Demokrasi Pada Masa Orde Lama

DEMOKRASI PADA MASA ORDE LAMA


Pada masa orde lama, ada 2 macam demokrasi yang sempat diberlakukan:
1.      DEMOKRASI LIBERAL
2.      DEMOKRASI TERPIMPIN

DEMOKRASI LIBERAL
Tanggal 14 November 1945, pemerintah RI mengeluarkan maklumat yang berisi perubahan sistem pemerintahan presidensial menjadi sistem parlementer dengan sistem pemerintahan liberal. Demokrasi Liberal berarti kekuasaan ditujukan untuk individu atau golongan.

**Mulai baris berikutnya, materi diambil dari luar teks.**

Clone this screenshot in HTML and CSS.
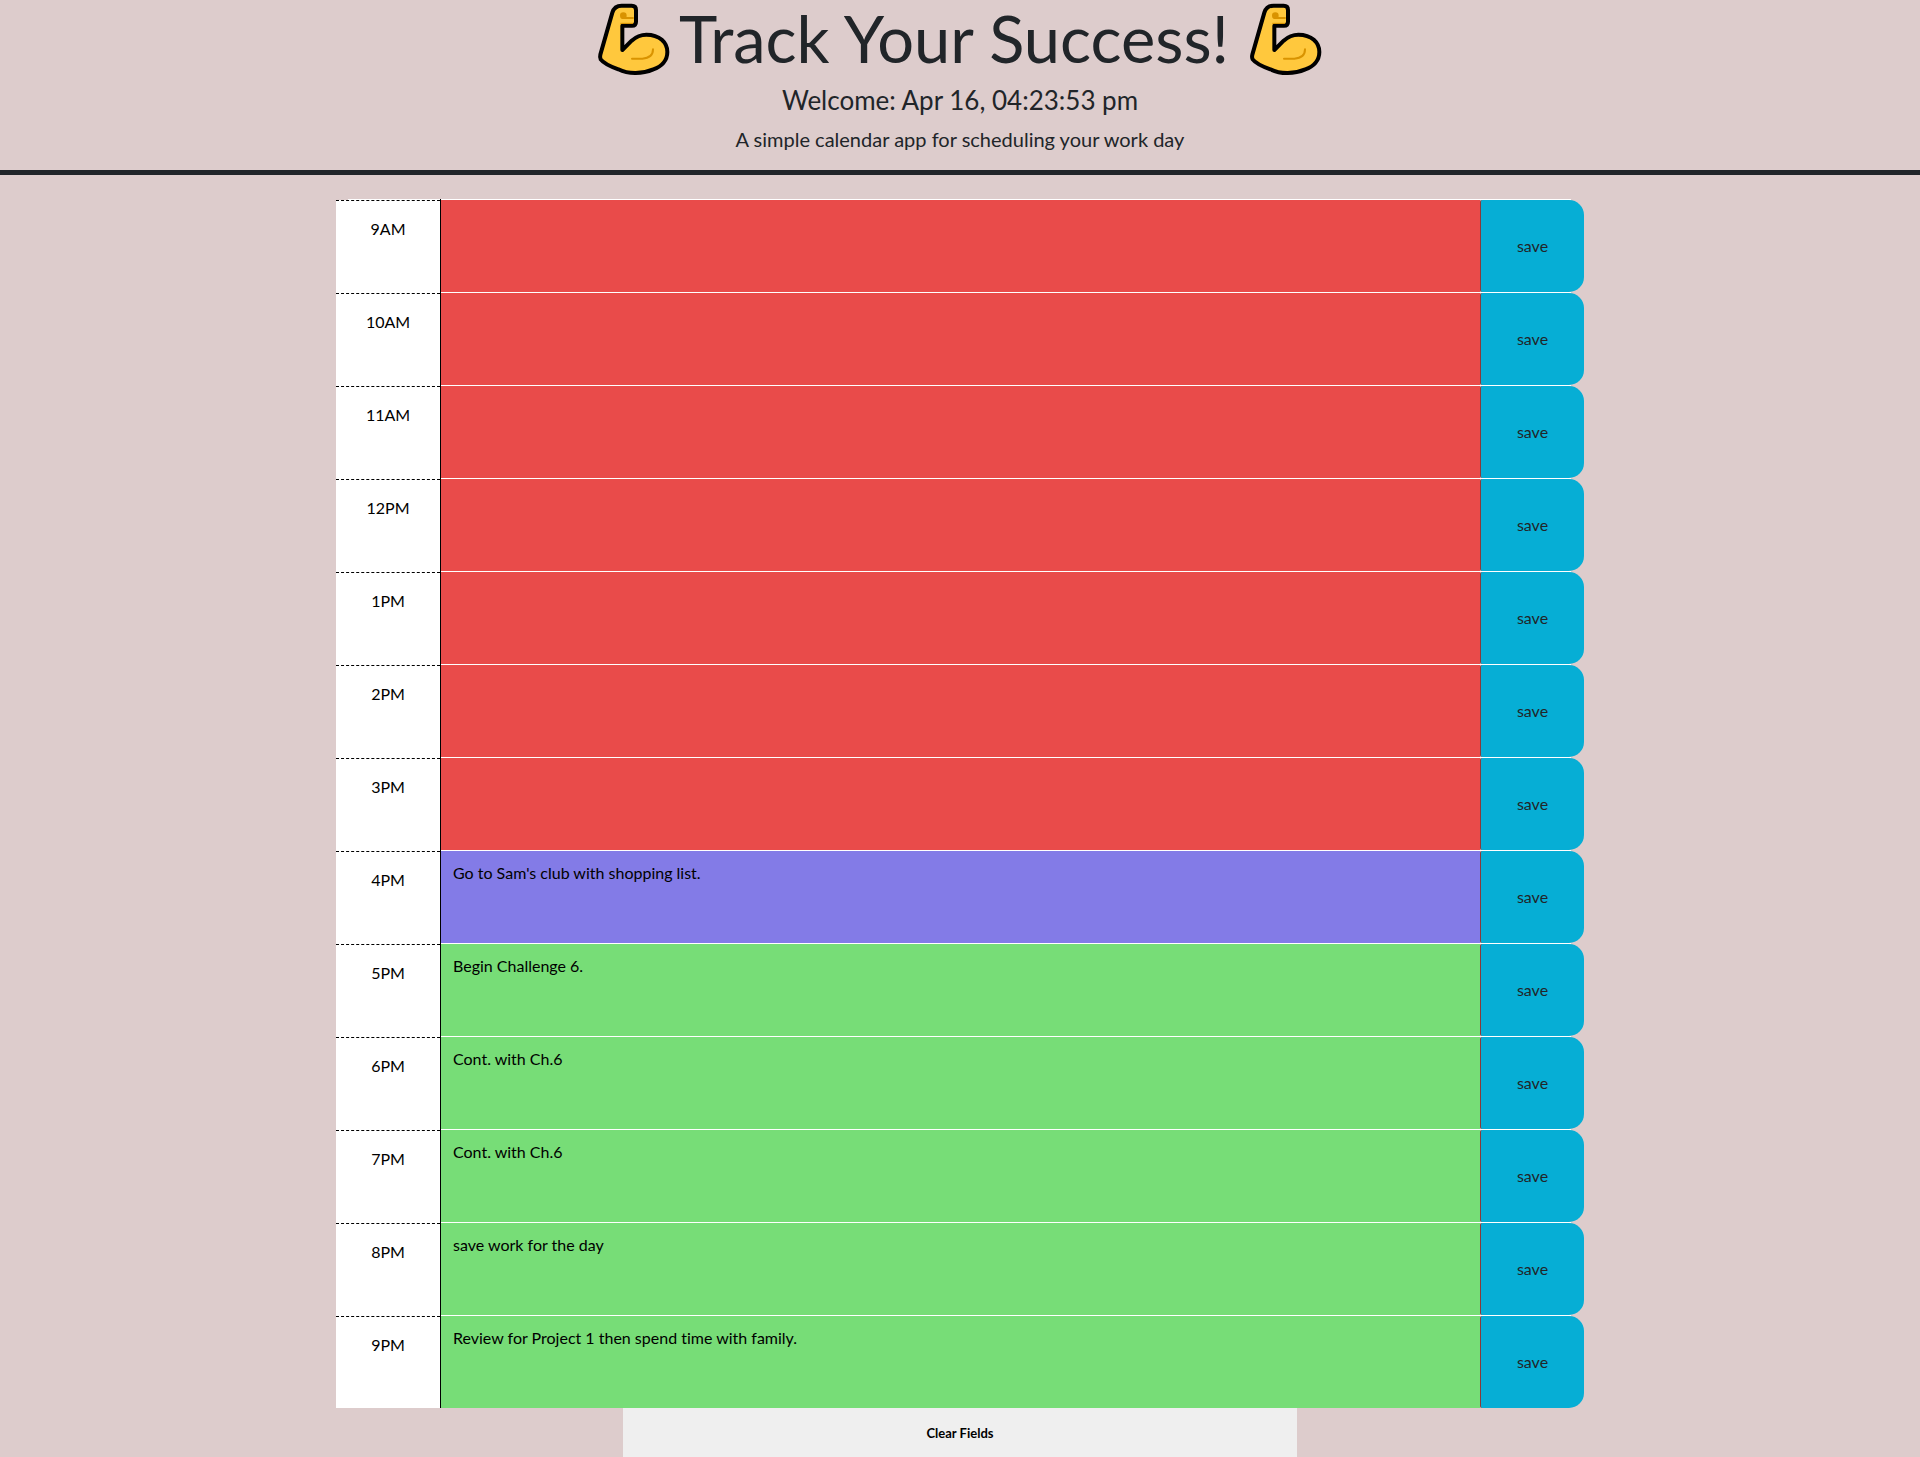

Sementara pemerintahan dengan sistem parlementer adalah sistem pemerintahan yang menteri-menterinya bertanggung jawab atas DPR. Segala kebijakan pemerintah harus sesuai dengan keinginan DPR.

KELEBIHAN
       Seharusnya, jika pemerintahan dijalankan dengan baik, maka HAM rakyat Indonesia seharusnya lebih terjamin.
       Karena DPR adalah perwakilan rakyat, seharusnya keputusan yang mereka sepakati dapat mencakup seluruh keinginan rakyat.

KEKURANGAN
       Karena seluruh kebijakan pemerintah keputusannya ada di DPR, DPR bertingkah semena-mena.
       Kritik masyarakat yang ingin memperbaiki dan membangun pemerintah tidak diterima oleh DPR dan dianggap menjatuhkan.
       Pemerintah tidak stabil.
       Dominannya partai politik.

PENYIMPANGAN
       Pada awal pengambilan keputusan sudah terjadi penyimpangan karena seharusnya pemerintah bersifat mementingkan kepentingan seluruh rakyat Indonesia (sesuai dengan Pancasila), bukan mementingkan kepentingan individu (demokrasi liberal)
       Pembatasan salah satu HAM yaitu hak berpendapat, pada masa itu, rakyat tidak bisa mengeluarkan pendapat karena takut akan DPR yang pasti akan sewenang-wenang menghukum mereka apabila pendapat yang dilontarkan adalah pendapat yang bisa menjatuhkan kekuasaan DPR.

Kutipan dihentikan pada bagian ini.